L.B. : J’ai opté pour le Scope avec le chef-opérateur, Simon Beaufils, avec qui j’avais déjà travaillé sur La grève des ventres. C’était assez évident pour un film "de mer" et la production l’a accepté, d’autant que contrairement aux idées reçues, cela ne coûte pas plus cher. Avec Simon, nous avons aussi pu tourner avec différentes séries d’optiques, dont une, anamorphique, donne aux scènes d’extérieur une texture particulière, plus sensuelle, notamment dans la profondeur de champ. Et puis, paradoxalement, le Scope renforce la sensation de huis clos dans des décors étroits. Et il convient idéalement pour filmer un homme et une femme couchés sur un lit…
De quelle façon le personnage d’Alice s’est-il construit ?
L.B. : Tout d’abord, Alice ressemble à l’amie qui a inspiré le film, Mathilde. Celle-ci a été d’ailleurs un peu heurtée quand elle a découvert que j’avais amené Ariane à teindre ses cheveux de la même couleur qu’elle, que je voulais qu’elle porte le même tatouage et les mêmes bijoux… Mais ce film est l’aboutissement d’une histoire d’amitié qui y a survécu !

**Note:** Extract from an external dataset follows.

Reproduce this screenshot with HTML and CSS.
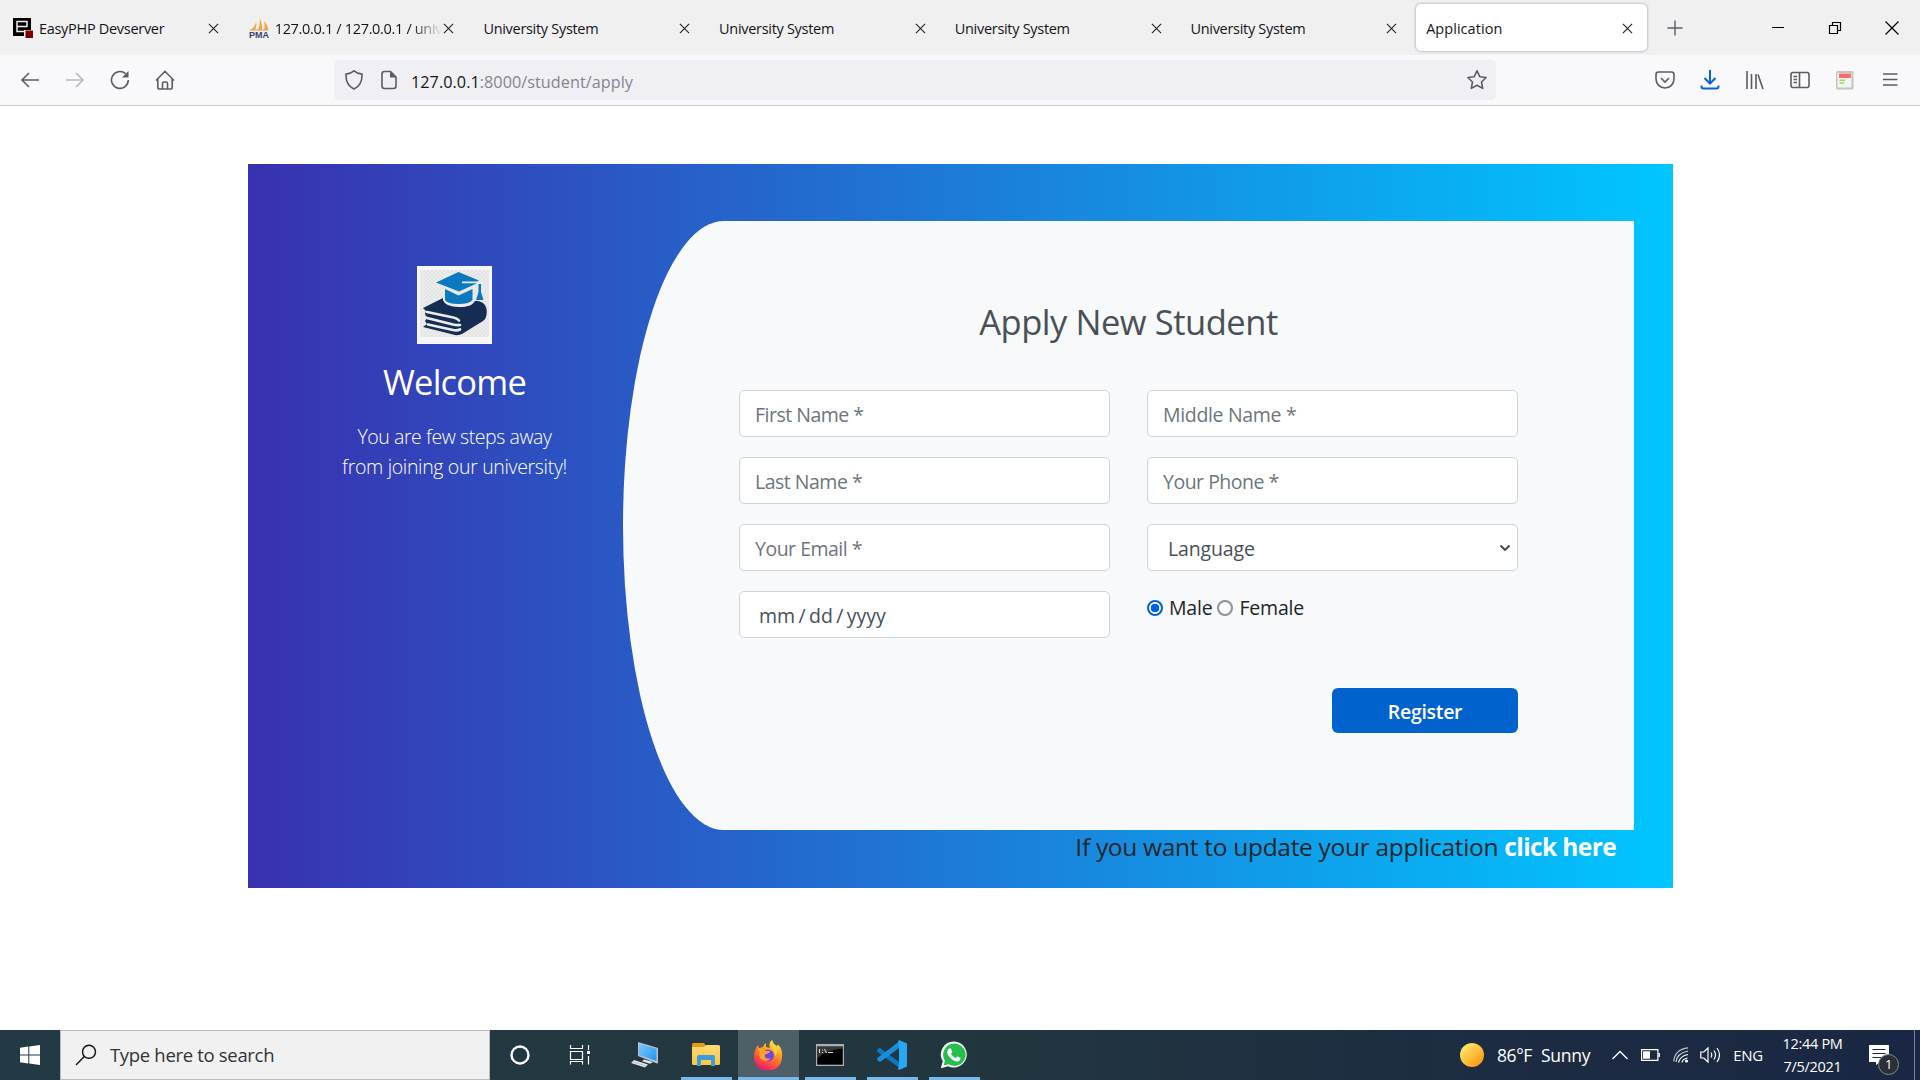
FILE: index.html
```html
<!DOCTYPE html>
<html lang="en">
<head>
<meta charset="utf-8">
<title>Application</title>
<link rel="stylesheet" href="styles.css">
</head>
<body>
<svg class="defs" width="0" height="0">
  <defs>
    <symbol id="x" viewBox="0 0 12 12"><path d="M1 1l10 10M11 1L1 11" fill="none" stroke="#222" stroke-width="1.2"/></symbol>
    <linearGradient id="sun" x1="0" y1="0" x2="1" y2="1"><stop offset="0.15" stop-color="#ffe46b"/><stop offset="1" stop-color="#ff8c00"/></linearGradient>
    <linearGradient id="fox" x1="0.8" y1="0" x2="0.3" y2="1"><stop offset="0" stop-color="#fff44f"/><stop offset="0.35" stop-color="#ffa51e"/><stop offset="0.65" stop-color="#ff5a36"/><stop offset="1" stop-color="#f0107a"/></linearGradient>
    <linearGradient id="scr" x1="0" y1="0" x2="1" y2="1"><stop offset="0" stop-color="#7cc9fb"/><stop offset="1" stop-color="#2196f3"/></linearGradient>
    <linearGradient id="fold" x1="0" y1="0" x2="0" y2="1"><stop offset="0" stop-color="#ffd977"/><stop offset="1" stop-color="#fcc63c"/></linearGradient>
    <pattern id="check" width="4" height="4" patternUnits="userSpaceOnUse"><path fill="#e4e4e4" d="M0 0h4v4H0z"/><path fill="#ececec" d="M0 0h2v2H0zM2 2h2v2H2z"/></pattern>
  </defs>
</svg>

<header class="tabs">
  <div class="tab tab-icon">
    <svg class="fav" width="20" height="20" viewBox="0 0 20 20"><path fill="#000" d="M0 0h18v18H0z"/><path d="M14.5 8.500H4V3.500h10v5M4 8v5.500h8" fill="none" stroke="#efefef" stroke-width="1.500"/><path fill="#efefef" d="M11 12h9v8h-9z"/><path fill="#800000" d="M12.500 12.500H20V20h-7.500z"/></svg>
    <span>EasyPHP Devserver</span><svg class="close" width="11" height="11"><use href="#x"/></svg>
  </div>
  <div class="tab tab-icon">
    <svg class="fav pma" width="20" height="20" viewBox="0 0 20 20"><path fill="#f9a13a" d="M10.500 0c2 4 3 8 2.500 12H9c2-4 2-8 1.500-12zM7 3.500c.7 3 .2 6-1 8.500H2c3-2.500 4.500-5 5-8.500zM15 3c2.500 3 4 6 4.500 9H15c.8-3 .7-6 0-9z"/><path fill="#d9a05b" d="M1 11.500h18v1H1z"/><text x="0" y="19.500" class="pma-text" textLength="20" lengthAdjust="spacingAndGlyphs">PMA</text></svg>
    <span class="long-title">127.0.0.1 / 127.0.0.1 / univ</span><svg class="close" width="11" height="11"><use href="#x"/></svg>
  </div>
  <div class="tab"><span>University System</span><svg class="close" width="11" height="11"><use href="#x"/></svg></div>
  <div class="tab"><span>University System</span><svg class="close" width="11" height="11"><use href="#x"/></svg></div>
  <div class="tab"><span>University System</span><svg class="close" width="11" height="11"><use href="#x"/></svg></div>
  <div class="tab"><span>University System</span><svg class="close" width="11" height="11"><use href="#x"/></svg></div>
  <div class="tab active"><span>Application</span><svg class="close" width="11" height="11"><use href="#x"/></svg></div>
  <svg class="plus" width="16" height="16" viewBox="0 0 16 16"><path d="M8 .5v15M.5 8h15" stroke="#5b5b66" stroke-width="1.400"/></svg>
  <div class="window-buttons">
    <svg width="14" height="14" viewBox="0 0 14 14"><path d="M1 6.500h12" stroke="#000"/></svg>
    <svg width="14" height="14" viewBox="0 0 14 14"><path d="M1.500 4.500h8v8h-8zM4.500 4V1.500h8v8H10" fill="none" stroke="#000" stroke-width="1.200"/></svg>
    <svg width="14" height="14" viewBox="0 0 14 14"><path d="M.5.5l13 13M13.500.5l-13 13" stroke="#000" stroke-width="1.200"/></svg>
  </div>
</header>

<nav class="toolbar">
  <div class="nav-icons">
    <svg width="20" height="20" viewBox="0 0 20 20"><path d="M19 10H2M9 3L2 10l7 7" class="ln"/></svg>
    <svg width="20" height="20" viewBox="0 0 20 20" opacity=".4"><path d="M1 10h17M11 3l7 7-7 7" class="ln"/></svg>
    <svg width="20" height="20" viewBox="0 0 20 20"><path d="M18.300 10A8.400 8.400 0 1 1 15.500 3.700" class="ln"/><path d="M18.500 1v6.500H12z" fill="#5b5b66"/></svg>
    <svg width="20" height="20" viewBox="0 0 20 20"><path d="M1 10.500L10 1.300l9 9.200M2.800 9v8.200q0 1.800 1.800 1.800h10.800q1.800 0 1.800-1.800V9M7.500 19v-5.500q0-1.500 1.500-1.500h2q1.500 0 1.500 1.500V19" class="ln"/></svg>
  </div>
  <div class="urlbar">
    <svg width="20" height="20" viewBox="0 0 20 20"><path d="M10 .9c2 1.800 5 2.800 8 3.200.3 7-2.500 12.500-8 15C4.500 16.600 1.700 11.100 2 4.100c3-.4 6-1.400 8-3.200z" class="ln"/></svg>
    <svg width="20" height="20" viewBox="0 0 20 20"><path d="M11.500 1.500h-6Q3 1.500 3 4v12q0 2.500 2.500 2.500h9Q17 18.500 17 16V7z" class="ln"/><path d="M11 1.500V7.500h6z" fill="#5b5b66"/></svg>
    <span class="url"><b>127.0.0.1</b>:8000/student/apply</span>
    <svg class="star" width="22" height="22" viewBox="0 0 22 22"><path d="M11 1.800l2.800 5.900 6.300.8-4.600 4.500 1.200 6.400L11 16.300l-5.700 3.100 1.200-6.400-4.600-4.500 6.300-.8z" class="ln" stroke-linejoin="round"/></svg>
  </div>
  <div class="tool-icons">
    <svg width="20" height="20" viewBox="0 0 20 20"><path d="M3.500 2h13Q19 2 19 4.500V9A9 9 0 0 1 1 9V4.500Q1 2 3.500 2z" class="ln"/><path d="M6 8l4 4 4-4" class="ln" stroke-width="1.800"/></svg>
    <svg width="20" height="20" viewBox="0 0 20 20"><path d="M10 0v13M4.500 8L10 13.500 15.500 8M1.500 15.500v1q0 2 2 2h13q2 0 2-2v-1" class="ln blue"/></svg>
    <svg width="20" height="20" viewBox="0 0 20 20"><path d="M2 1v18M6.500 4v15M11 4v15M13 4.500L18 19" class="ln"/></svg>
    <svg width="20" height="20" viewBox="0 0 20 20"><path d="M3 2.500h14q2 0 2 2v11q0 2-2 2H3q-2 0-2-2v-11q0-2 2-2zM9.500 2.500v15M3.500 6.500h3.500M3.500 9.500h3.500M3.500 12.500h3.500" class="ln"/></svg>
    <svg width="20" height="20" viewBox="0 0 20 20"><rect x="1" y="1" width="17.500" height="18.500" rx="1.500" fill="#c4c4c0"/><path fill="#f4f4f2" d="M2.500 3h14v14.500h-14z"/><path fill="#ff6b6b" d="M4 3.500h12V8H4z"/><path d="M4.500 10.200H10M4.500 13H9" stroke="#9ed36a" stroke-width="1.500"/></svg>
    <svg width="20" height="20" viewBox="0 0 20 20"><path d="M3 4h14.500M3 9.500h14.500M3 15h14.500" class="ln"/></svg>
  </div>
</nav>

<main>
  <section class="card">
    <aside>
      <svg class="logo" width="75" height="78" viewBox="0 0 75 78">
        <path fill="#f6f6f6" d="M0 0h75v78H0z"/><path fill="url(#check)" d="M3 4h69v67H3z"/>
        <path fill="#152c53" d="M6 42L26 32c-1 9 28 12 32 3 9-1 13 6 11.500 14Q69 53 66 55L45 68Q42 69.500 38 69L6 61l4-3-2-3 2-3-2-4 1-3z"/>
        <path fill="none" stroke="#ececec" stroke-width="2.700" stroke-linecap="round" d="M10 46l24 5q6 1 8 3.500M10 52l26 6.500q4 .8 7 .5M11 58.500l25 5.500q4 .8 7-.5"/>
        <path fill="none" stroke="#eee" stroke-width="2" d="M27 32v2q2 6 15 6t14-6v-4"/>
        <path fill="#0a79bf" d="M19 16.500L41.500 6 62 14.500 60 15.500H45v1.800h15L42 25.500zM28 23l13.500 6.500L55.500 23v11q-3 4-14 4t-13.500-4zM61.500 18H64v8l2.500 8h-7.500l2.500-8z"/>
      </svg>
      <h3>Welcome</h3>
      <p><span class="line-a">You are few steps away</span><br>from joining our university!</p>
    </aside>
    <div class="right">
      <div class="panel">
        <h2>Apply New Student</h2>
        <div class="form">
          <div class="control">First Name *</div>
          <div class="control middle">Middle Name *</div>
          <div class="control">Last Name *</div>
          <div class="control">Your Phone *</div>
          <div class="control">Your Email *</div>
          <div class="control select"><span>Language</span><svg width="12" height="8" viewBox="0 0 12 8"><path d="M1.500 1.500L6 6l4.500-4.500" fill="none" stroke="#3c4248" stroke-width="1.900"/></svg></div>
          <div class="control date">mm / dd / yyyy</div>
          <div class="radios"><i class="radio on"></i><span class="male">Male</span><i class="radio"></i><span>Female</span></div>
        </div>
        <div class="actions"><button>Register</button></div>
      </div>
      <div class="update">If you want to update your application <b>click here</b></div>
    </div>
  </section>
</main>

<footer class="taskbar">
  <div class="start"><svg width="20" height="20" viewBox="0 0 20 20"><path fill="#fff" d="M0 2.800l8.300-1.200V9.500H0zM9.300 1.400L20 0v9.500H9.300zM0 10.500h8.300v8L0 17.300zM9.300 10.500H20V20L9.300 18.600z"/></svg></div>
  <div class="search"><svg width="22" height="22" viewBox="0 0 22 22"><circle cx="14" cy="7.800" r="6.500" fill="none" stroke="#111" stroke-width="1.400"/><path d="M9.300 12.600L1 21" stroke="#111" stroke-width="1.400"/></svg><span>Type here to search</span></div>
  <div class="apps">
    <div class="app"><svg width="22" height="22" viewBox="0 0 22 22"><circle cx="11" cy="11" r="8.500" fill="none" stroke="#fff" stroke-width="2.400"/></svg></div>
    <div class="app"><svg width="22" height="22" viewBox="0 0 22 22"><path d="M1.500 1v3.500h12V1M1.500 7.500h12v8h-12zM1.500 20.500v-3h12v3M19.500 1v5M19.500 12v8.500" fill="none" stroke="#fff" stroke-width="1.200"/><path fill="#fff" d="M18 7h3v3h-3z"/></svg></div>
    <div class="app pc"><svg width="30" height="28" viewBox="0 0 30 28"><path fill="#b8c3cb" d="M8 1l20 6v15l-1 .5L8 15z"/><path fill="url(#scr)" d="M9 2.500l17.500 5.200V20L9 14z"/><path fill="#e2e6e9" d="M14 18.500l9 2.500-3 1.800-8-2.500zM4 19l14 4.500-3 3L1 22z"/><path d="M3 20.800l13 4.200" stroke="#aab" stroke-width=".7"/></svg></div>
    <div class="app open"><svg width="28" height="24" viewBox="0 0 28 24"><path fill="#e0a00d" d="M0 1.500Q0 0 1.500 0H12l2 3v3H0z"/><path fill="url(#fold)" d="M0 4h12l2-2h12.500Q28 2 28 3.500v17Q28 22 26.500 22h-25Q0 22 0 20.500z"/><path fill="#3d9be0" d="M5 23V14q0-2 2-2h14q2 0 2 2v9h-4v-6H9v6z"/></svg></div>
    <div class="app open current"><svg width="30" height="30" viewBox="0 0 30 30"><path fill="url(#fox)" d="M2 11q.5-3 3-6l1 3.500q2-1.500 4-1.500Q11 4 13 3v4l4 1q-2-5 2-8 1 4 5 6 1-1 1-1.500 5 5 4 13A14 14 0 0 1 1 16.500Q1 13 2 11z"/><circle cx="15" cy="15.500" r="6" fill="#7542e5"/><path fill="#ffa32b" d="M5 8.500q5-1 8 2.500h4q0 2-4 3-2 1.500-1 3 2 3 6 1-4 5-9 2-4-3-2-8z"/><path fill="#ffd43b" d="M19 0q-3 4 0 8 3 3 3 8 3-3 1-9-3-3-4-7z"/></svg></div>
    <div class="app open"><svg width="28" height="22" viewBox="0 0 28 22"><path fill="#a9afb5" d="M0 0h28v22H0z"/><path fill="#000" d="M1.200 2.500h25.600v18.200H1.200z"/><path fill="#4b4b4b" d="M1.200 2.500h25.600v2Q10 6 1.200 14z" opacity=".75"/><path d="M3.500 5v4M6.500 5.500v1M6.500 8v1M8.500 5l2 4M12 8.500h5" stroke="#ddd"/></svg></div>
    <div class="app open"><svg width="30" height="30" viewBox="0 0 30 30"><path fill="#0d78c4" d="M0 10l2-2 1.500.2L22 22v5.500L.5 12z"/><path fill="#1a8ddb" d="M0 19.500l2 2.200 1.700-.2L22 8V1.500L.5 18z"/><path fill="#2aa7f2" d="M22 0l8 3.500v23L22 30l-1-1 1-5V6l-1-4z"/></svg></div>
    <div class="app open"><svg width="28" height="28" viewBox="0 0 28 28"><path fill="#fff" d="M14.300.5a13 13 0 1 1-6.200 24.700L.8 27.300l2-7A13 13 0 0 1 14.300.5z"/><path fill="#25c04c" d="M14.300 2.500A11.200 11.200 0 1 1 8.500 23.200L3.600 24.600 5 19.800A11.200 11.200 0 0 1 14.300 2.500z"/><path fill="#fff" d="M9.300 7.500h1.500l1.500 3.500-1.300 1.800q1.500 3 4.500 4.400l1.700-1.900 3.300 1.700q0 3-3 3.500-3.500.3-7.500-4T7.500 10q.5-2 1.800-2.500z"/></svg></div>
  </div>
  <div class="tray">
    <svg width="24" height="24" viewBox="0 0 24 24"><circle cx="12" cy="12" r="12" fill="url(#sun)"/></svg>
    <span class="temp">86°F</span><span class="sunny">Sunny</span>
    <svg class="up" width="16" height="10" viewBox="0 0 16 10"><path d="M.5 9L8 1.500 15.500 9" fill="none" stroke="#fff" stroke-width="1.300"/></svg>
    <svg class="bat" width="19" height="12" viewBox="0 0 19 12"><path d="M.6.6h16.300v10.800H.6zM18.300 4v4" fill="none" stroke="#fff" stroke-width="1.200"/><path fill="#fff" d="M2 2.300h7v7.400H2z"/></svg>
    <svg class="wifi" width="16" height="16" viewBox="0 0 16 16"><g fill="none" stroke="#fff" stroke-width="1.200"><path d="M9 15.500q.5-3.500 5.500-4.500" /><path d="M5.500 15.500Q7 9 15 7.500"/><path d="M3 15Q3.500 6.500 15 4" opacity=".8"/><path d="M.8 14.500Q1.500 2.500 15 .8" opacity=".7"/></g><circle cx="13.500" cy="14" r="1.600" fill="#fff"/></svg>
    <svg class="vol" width="21" height="18" viewBox="0 0 21 18"><path d="M.8 6h3L8 2v14l-4.200-4h-3z" fill="none" stroke="#fff" stroke-width="1.200"/><path d="M11 6.500q1.500 2.500 0 5M14 4.500q3 4.500 0 9M17 2q5 7 0 14" fill="none" stroke="#fff" stroke-width="1.200"/></svg>
    <span class="eng">ENG</span>
    <div class="clock"><span>12:44 PM</span><span>7/5/2021</span></div>
    <div class="notes"><svg width="20" height="20" viewBox="0 0 20 20"><path fill="#fff" d="M0 0h20v17h-9l-4 3v-3H0z"/><path d="M3.500 4.500h13M3.500 8.500h13M3.500 12.500h9" stroke="#1b2944" stroke-width="1.200"/></svg><span class="badge">1</span></div>
    <i class="peek"></i>
  </div>
</footer>
</body>
</html>
```
FILE: styles.css
```css
* { box-sizing: border-box; }
body { margin: 0; width: 1920px; height: 1080px; overflow: hidden; display: flex; flex-direction: column; background: #fff; color: #212529; font-family: "Open Sans", sans-serif; font-size: 19.5px; }
svg { display: block; flex: none; }
span, b { white-space: nowrap; }
.defs { position: absolute; }
.ln { fill: none; stroke: #5b5b66; stroke-width: 1.6; }
.ln.blue { stroke: #0561e0; stroke-width: 2; }

.tabs { height: 55px; background: #f0f0f0; display: flex; align-items: center; padding: 0 21px 0 2px; font-size: 14.5px; letter-spacing: -.3px; color: #15141a; }
.tab { width: 231px; height: 47px; margin-right: 4.7px; border-radius: 5px; display: flex; align-items: center; padding: 1px 14px 0 10px; flex: none; }
.tab .close { margin-left: auto; }
.tab span { padding-top: 1px; }
.tab-icon { padding-left: 11px; }
.fav { margin-right: 6px; }
.pma-text { font: bold 8.500px "Liberation Sans", sans-serif; letter-spacing: 0; fill: #3b3f74; }
.long-title { width: 166px; letter-spacing: -.33px; -webkit-mask-image: linear-gradient(90deg, #000 137px, transparent 167px); mask-image: linear-gradient(90deg, #000 137px, transparent 167px); }
.long-title + .close { margin-left: 2px; }
.tab.active { background: #fff; box-shadow: 0 0 3px #8f8fa0; letter-spacing: .05px; }
.plus { margin-left: 15px; }
.window-buttons { margin-left: auto; display: flex; gap: 43px; }

.toolbar { height: 51px; background: #f9f9fb; border-bottom: 1px solid #ccc; display: flex; align-items: center; padding: 0 20px; }
.nav-icons { display: flex; gap: 25px; width: 314px; }
.urlbar { width: 1162px; height: 40px; background: #f0f0f4; border-radius: 5px; display: flex; align-items: center; padding: 0 8px 0 10px; gap: 15px; }
.url { font-size: 16.2px; letter-spacing: .05px; color: #85858c; margin-left: -3px; padding-top: 3px; }
.url b { color: #15141a; font-weight: 400; }
.star { margin-left: auto; }
.tool-icons { margin-left: auto; display: flex; gap: 25px; }

main { flex: 1; padding: 58px 0 0 248px; }
.card { width: 1425px; height: 724px; padding-top: 57px; display: flex; background: linear-gradient(90deg, #3931af, #00c6ff); }
aside { width: 337px; margin-left: 38px; padding-top: 45px; color: #fff; display: flex; flex-direction: column; align-items: center; text-align: center; }
h2, h3 { margin: 0; font-weight: 400; font-size: 34.5px; line-height: 42px; letter-spacing: -.45px; }
h3 { margin-top: 17px; letter-spacing: -.8px; }
p { margin: 19px 0 0; font-weight: 300; line-height: 30px; letter-spacing: -.33px; }
.line-a { letter-spacing: -.43px; }
.right { width: 1011px; }
.panel { height: 609px; background: #f8f9fa; border-radius: 10% 0 0 10% / 50% 0 0 50%; padding: 80px 116px 0; }
h2 { text-align: center; color: #495057; }
.form { display: grid; grid-template-columns: 371px 371px; column-gap: 37px; row-gap: 20px; margin-top: 47px; }
.control { height: 47px; background: #fff; border: 1px solid #ced4da; border-radius: 5px; color: #6c757d; padding: 1px 6px 0 15px; display: flex; align-items: center; letter-spacing: -.5px; }
.middle { letter-spacing: -.33px; }
.select, .date { color: #495057; }
.select { padding-left: 20px; letter-spacing: -.15px; }
.select svg { margin-left: auto; }
.date { padding-left: 19px; letter-spacing: 0; word-spacing: -1.7px; }
.radios { display: flex; align-items: center; height: 34px; letter-spacing: -.2px; }
.radios span { margin-top: -1px; }
.radio { width: 16px; height: 16px; border: 2px solid #8f8f9d; border-radius: 50%; background: #fff; margin-right: 6px; }
.radio.on { border-color: #0060df; background: radial-gradient(#0060df 4px, #fff 4.6px); }
.male { margin-right: 5px; }
.actions { display: flex; justify-content: flex-end; margin-top: 50px; }
button { width: 186px; height: 45px; border: 0; border-radius: 6px; background: #0062cc; color: #fff; font: 600 19.5px "Open Sans", sans-serif; letter-spacing: -.3px; padding: 2px 0 0; }
.update { text-align: right; padding-right: 18px; font-size: 24.5px; line-height: 34px; letter-spacing: -.3px; }
.update b { color: #fff; letter-spacing: -.62px; }

.taskbar { height: 50px; display: flex; background: linear-gradient(90deg, #233a44 0, #22363f 50%, #1c2b42 80%, #1a2744 100%); color: #fff; }
.start { width: 60px; display: grid; place-items: center; }
.search { width: 430px; background: #f1f1f1; border: 1px solid #bbb; color: #333; display: flex; align-items: center; padding: 0 0 1px 14px; gap: 13px; font-size: 18.5px; letter-spacing: -.32px; }
.apps { display: flex; }
.app { width: 60px; height: 50px; display: grid; place-items: center; }
.pc { width: 71px; padding-right: 2px; }
.open { width: 51px; margin-right: 6px; border-bottom: 3px solid #76b9ed; padding: 3px 1px 0 0; }
.current { width: 61px; background: #4e5f67; }
.open ~ .open:not(.current) { margin-right: 11px; }
.tray { margin-left: auto; display: flex; align-items: center; font-size: 17.5px; letter-spacing: -.25px; }
.temp { margin-left: 13px; letter-spacing: -.4px; }
.sunny { margin-left: 9px; }
.up { margin-left: 22px; }
.bat { margin-left: 13px; }
.wifi { margin-left: 13px; }
.vol { margin-left: 11px; }
.eng { margin-left: 12px; font-size: 15px; }
.clock { width: 59px; margin-left: 20px; display: flex; flex-direction: column; align-items: center; font-size: 14.5px; line-height: 23px; letter-spacing: -.3px; }
.notes { position: relative; margin-left: 27px; }
.badge { position: absolute; left: 9px; top: 9px; width: 21px; height: 21px; border: 1px solid #888; border-radius: 50%; background: #2a2f38; font-size: 13px; line-height: 19px; text-align: center; }
.peek { width: 6px; height: 50px; margin-left: 25px; border-left: 1px solid #7b8494; }
```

Comment avez-vous choisi Ariane Labed pour en tenir le rôle ?
L.B. : Je l’avais vue dans Attenberg et elle correspondait à l’idée que j’avais, dès le début, du personnage : on peut la croire pâle et fragile, mais ellea une force incroyable ; elle a parfois un côté androgyne, mais elle est également jolie et sexy. Ariane a cette grâce et son visage comme son corps, que je filme beaucoup, sont extraordinairement cinégéniques. Elle est danseuse à l’origine et a beaucoup observé tous les gestes qui sont accomplis sur un bateau, comme dans une chorégraphie. Sa palette de jeu est très large et elle s’abandonne totalement, elle n’est jamais dans le contrôle de son image.